Yesterday we took ourselves and our new granny trolley (Practical Passementerie strikes again) to the rue Mouffetard to replace all of our cleaning products with Ecover and to do our first big food shop since before we went to India. Since before I was stranded in Dublin for the week that time (do you remember that far back?). I wore a short tunic dress (bare legs!) and Birkenstocks and felt very... well, however you are supposed to feel when you are wandering thus attired down a market street in Paris with your husband on a sunny May afternoon with bare legs. We made it back just in time to watch the thunderstorm from our window and listen to the hail dumming on the bedroom roof.
Today it is much cooler and I wanted to go out to WH Smith to buy a copy of Vanity Fair (in a gorgeous and very smart new sap green cover for Penguin Popular Classics) as the beautiful antique copy given to me by the wonderful Elizabeth of The House in Marrakech (here are some lovely pictures she took of our house last week when she and her husband came to tea) is too delicate to be rammed unforgivingly into a handbag or used as a mat for my mug of tea (I also wanted a toaster and a weighing scales from BHV, but that's somewhat less romantic) so we set off on the bus to the other Rive.
Buses are our new discovery here, inspired/insisted upon by my father, who has recently become our unexpected arbiter of taste.

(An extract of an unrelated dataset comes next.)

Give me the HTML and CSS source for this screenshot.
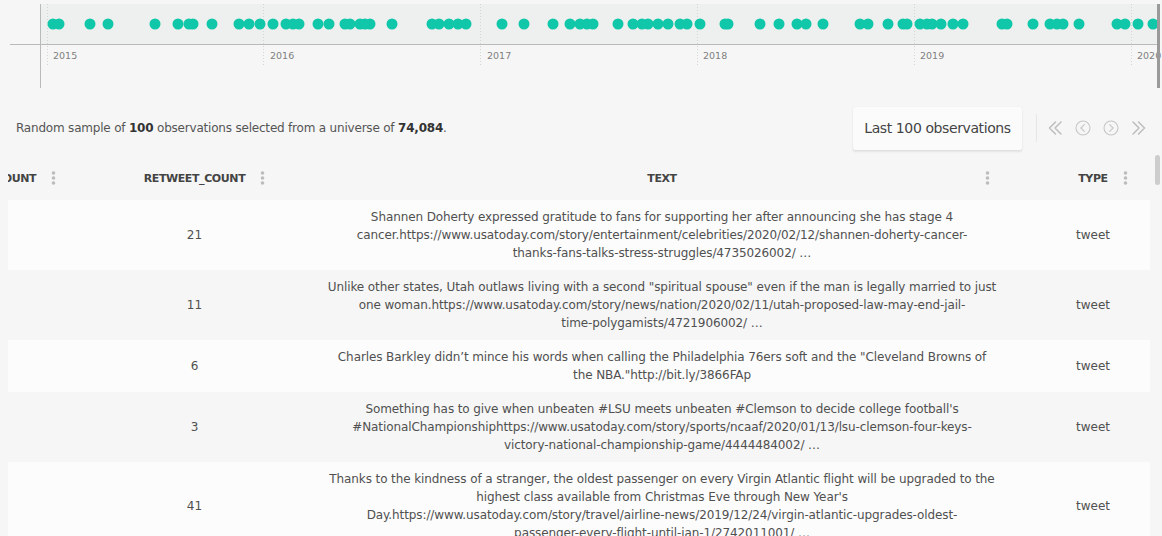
FILE: index.html
```html
<!DOCTYPE html>
<html lang="en">
<head>
<meta charset="utf-8">
<title>Observations</title>
<link rel="stylesheet" href="styles.css">
</head>
<body>
<svg class="chart" width="1162" height="96" viewBox="0 0 1162 96">
  <rect x="40" y="4" width="1120" height="40" fill="#eef0ef"/>
  <g stroke="#d4d6d6" stroke-width="1" stroke-dasharray="1 2">
    <line x1="47.5" y1="4" x2="47.5" y2="66"/>
    <line x1="263.5" y1="4" x2="263.5" y2="66"/>
    <line x1="480.5" y1="4" x2="480.5" y2="66"/>
    <line x1="697.5" y1="4" x2="697.5" y2="66"/>
    <line x1="914.5" y1="4" x2="914.5" y2="66"/>
    <line x1="1131.5" y1="4" x2="1131.5" y2="66"/>
  </g>
  <line x1="10" y1="44.5" x2="1160" y2="44.5" stroke="#b9bbbb" stroke-width="1"/>
  <line x1="40.5" y1="4" x2="40.5" y2="88" stroke="#b9bbbb" stroke-width="1"/>
  <g class="years">
    <text x="53" y="59">2015</text>
    <text x="270" y="59">2016</text>
    <text x="487" y="59">2017</text>
    <text x="703" y="59">2018</text>
    <text x="920" y="59">2019</text>
    <text x="1137" y="59">2020</text>
  </g>
  <g fill="#11c7a9" id="dots"></g>
  <rect x="1157" y="4" width="3" height="84" fill="#9a9a9a"/>
</svg>

<div class="toolbar">
  <p class="summary">Random sample of <b>100</b> observations selected from a universe of <b>74,084</b>.</p>
  <button class="range-btn" type="button">Last 100 observations</button>
  <span class="divider"></span>
  <nav class="pager">
    <svg class="pg" width="16" height="16" viewBox="0 0 16 16"><path d="M8.5 2 2.5 8l6 6M14 2 8 8l6 6"/></svg>
    <svg class="pg thin" width="16" height="16" viewBox="0 0 16 16"><circle cx="8" cy="8" r="7"/><path d="M9.3 4.6 5.9 8l3.4 3.4"/></svg>
    <svg class="pg thin" width="16" height="16" viewBox="0 0 16 16"><circle cx="8" cy="8" r="7"/><path d="M6.7 4.6 10.1 8l-3.4 3.4"/></svg>
    <svg class="pg" width="16" height="16" viewBox="0 0 16 16"><path d="M2 2l6 6-6 6M7.5 2l6 6-6 6"/></svg>
  </nav>
</div>

<div class="table-area">
  <div class="table-wrap">
    <div class="thead">
      <div class="th"><span class="lbl">FAVORITE_COUNT</span><svg class="kebab" width="5" height="14" viewBox="0 0 5 14"><circle cx="2.5" cy="2" r="1.8"/><circle cx="2.5" cy="7" r="1.8"/><circle cx="2.5" cy="12" r="1.8"/></svg></div>
      <div class="th"><span class="lbl">RETWEET_COUNT</span><svg class="kebab" width="5" height="14" viewBox="0 0 5 14"><circle cx="2.5" cy="2" r="1.8"/><circle cx="2.5" cy="7" r="1.8"/><circle cx="2.5" cy="12" r="1.8"/></svg></div>
      <div class="th th-end"><span class="lbl">TEXT</span><svg class="kebab" width="5" height="14" viewBox="0 0 5 14"><circle cx="2.5" cy="2" r="1.8"/><circle cx="2.5" cy="7" r="1.8"/><circle cx="2.5" cy="12" r="1.8"/></svg></div>
      <div class="th"><span class="lbl">TYPE</span><svg class="kebab" width="5" height="14" viewBox="0 0 5 14"><circle cx="2.5" cy="2" r="1.8"/><circle cx="2.5" cy="7" r="1.8"/><circle cx="2.5" cy="12" r="1.8"/></svg></div>
    </div>
    <div class="row odd">
      <div class="td"></div>
      <div class="td num">21</div>
      <div class="td txt">Shannen Doherty expressed gratitude to fans for supporting her after announcing she has stage 4<br>cancer.https://www.usatoday.com/story/entertainment/celebrities/2020/02/12/shannen-doherty-cancer-<br>thanks-fans-talks-stress-struggles/4735026002/ …</div>
      <div class="td">tweet</div>
    </div>
    <div class="row">
      <div class="td"></div>
      <div class="td num">11</div>
      <div class="td txt">Unlike other states, Utah outlaws living with a second "spiritual spouse" even if the man is legally married to just<br>one woman.https://www.usatoday.com/story/news/nation/2020/02/11/utah-proposed-law-may-end-jail-<br>time-polygamists/4721906002/ …</div>
      <div class="td">tweet</div>
    </div>
    <div class="row odd">
      <div class="td"></div>
      <div class="td num">6</div>
      <div class="td txt">Charles Barkley didn’t mince his words when calling the Philadelphia 76ers soft and the "Cleveland Browns of<br>the NBA."http://bit.ly/3866FAp</div>
      <div class="td">tweet</div>
    </div>
    <div class="row">
      <div class="td"></div>
      <div class="td num">3</div>
      <div class="td txt">Something has to give when unbeaten #LSU meets unbeaten #Clemson to decide college football's<br>#NationalChampionshiphttps://www.usatoday.com/story/sports/ncaaf/2020/01/13/lsu-clemson-four-keys-<br>victory-national-championship-game/4444484002/ …</div>
      <div class="td">tweet</div>
    </div>
    <div class="row odd">
      <div class="td"></div>
      <div class="td num">41</div>
      <div class="td txt">Thanks to the kindness of a stranger, the oldest passenger on every Virgin Atlantic flight will be upgraded to the<br>highest class available from Christmas Eve through New Year's<br>Day.https://www.usatoday.com/story/travel/airline-news/2019/12/24/virgin-atlantic-upgrades-oldest-<br>passenger-every-flight-until-jan-1/2742011001/ …</div>
      <div class="td">tweet</div>
    </div>
  </div>
  <span class="vthumb"></span>
</div>
<script src="app.js"></script>
</body>
</html>
```

FILE: styles.css
```css
* { box-sizing: border-box; }

body {
  margin: 0;
  background: #f6f6f6;
  font-family: "DejaVu Sans", "Open Sans", sans-serif;
  color: #555;
  overflow: hidden;
}

.chart { display: block; }

.years text {
  font-family: "DejaVu Sans", sans-serif;
  font-size: 9.5px;
  fill: #808080;
}

.toolbar {
  display: flex;
  align-items: center;
  height: 64px;
  padding: 0 15px 0 16px;
}

.summary {
  flex: 1;
  margin: 0;
  font-size: 12px;
  letter-spacing: -0.2px;
  color: #555;
}

.summary b { font-weight: 600; color: #333; }

.range-btn {
  width: 169px;
  height: 43px;
  border: none;
  border-radius: 2px;
  background: #fbfbfb;
  box-shadow: 0 2px 2px rgba(0, 0, 0, 0.08), 0 0 1px rgba(0, 0, 0, 0.12);
  font-family: inherit;
  font-size: 14px;
  letter-spacing: -0.4px;
  color: #444;
  padding: 0;
}

.divider {
  width: 1px;
  height: 28px;
  margin: 0 10px 0 14px;
  background: #e6e6e6;
}

.pager {
  display: flex;
  gap: 12px;
  align-items: center;
}

.pg {
  display: block;
  fill: none;
  stroke: #bdbdbd;
  stroke-width: 1.5;
  stroke-linecap: round;
  stroke-linejoin: round;
}

.pg.thin { stroke-width: 1.1; stroke: #c6c6c6; }

.table-area { position: relative; }

.table-wrap {
  margin: 0 12px 0 8px;
  overflow: hidden;
}

.thead,
.row {
  display: grid;
  grid-template-columns: 156px 263px 672px 190px;
  width: 1281px;
}

.thead {
  height: 36px;
  margin-bottom: 4px;
  align-items: center;
}

.th {
  display: grid;
  grid-template-columns: 1fr auto 1fr;
  align-items: center;
  overflow: hidden;
  font-size: 11px;
  font-weight: 600;
  color: #444;
  letter-spacing: -0.4px;
}

.th .lbl { grid-column: 2; white-space: nowrap; }

.kebab {
  grid-column: 3;
  justify-self: start;
  margin-left: 15px;
  fill: #bcbcbc;
}

.th-end .kebab {
  justify-self: end;
  margin-right: 8px;
}

.row {
  padding: 8px 0;
  align-items: center;
  font-size: 12px;
  line-height: 18px;
  color: #505050;
}

.row.odd { background: #fcfcfc; }

.td { text-align: center; }

.txt { letter-spacing: -0.1px; }

.vthumb {
  position: absolute;
  top: -5px;
  right: 2px;
  width: 5px;
  height: 30px;
  border-radius: 3px;
  background: #cdcdcd;
}
```

FILE: app.js
```js
(function () {
  var xs = [53,59,90,108,155,178,189,193,212,239,249,260,273,286,293,299,318,329,345,350,360,365,370,392,432,439,449,458,466,502,524,553,570,580,587,593,618,633,642,648,658,668,680,687,700,725,728,760,779,797,806,823,860,868,888,903,907,920,927,932,941,953,963,1002,1007,1033,1050,1057,1063,1079,1117,1125,1138,1153];
  var g = document.getElementById('dots');
  var ns = 'http://www.w3.org/2000/svg';
  xs.forEach(function (x) {
    var c = document.createElementNS(ns, 'circle');
    c.setAttribute('cx', x);
    c.setAttribute('cy', 24);
    c.setAttribute('r', 5.5);
    g.appendChild(c);
  });
  document.querySelector('.table-wrap').scrollLeft = 101;
})();
```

Why scurry underground on a sunny afternoon just because you're not sure you want to walk all the way There and Back Again (A Blogger's Tale)? Why not nip around the corner to the Pantheon and hop on the 84 which takes you to the bookshop by a scenic route past St. Sulpice and the Musée d'Orsay to Place de la Concorde and up the rue Royale to the Madeleine?
To make it even easier, the blessed bus people have this wonderful interactive map which I think you should go and play with for a bit now before leaving grateful comments below.
In answer to some questions which were posed in response to my last post, it should be quite evident by now that I am an international spy. That's all I can say now - I have a government to infiltrate before dinner.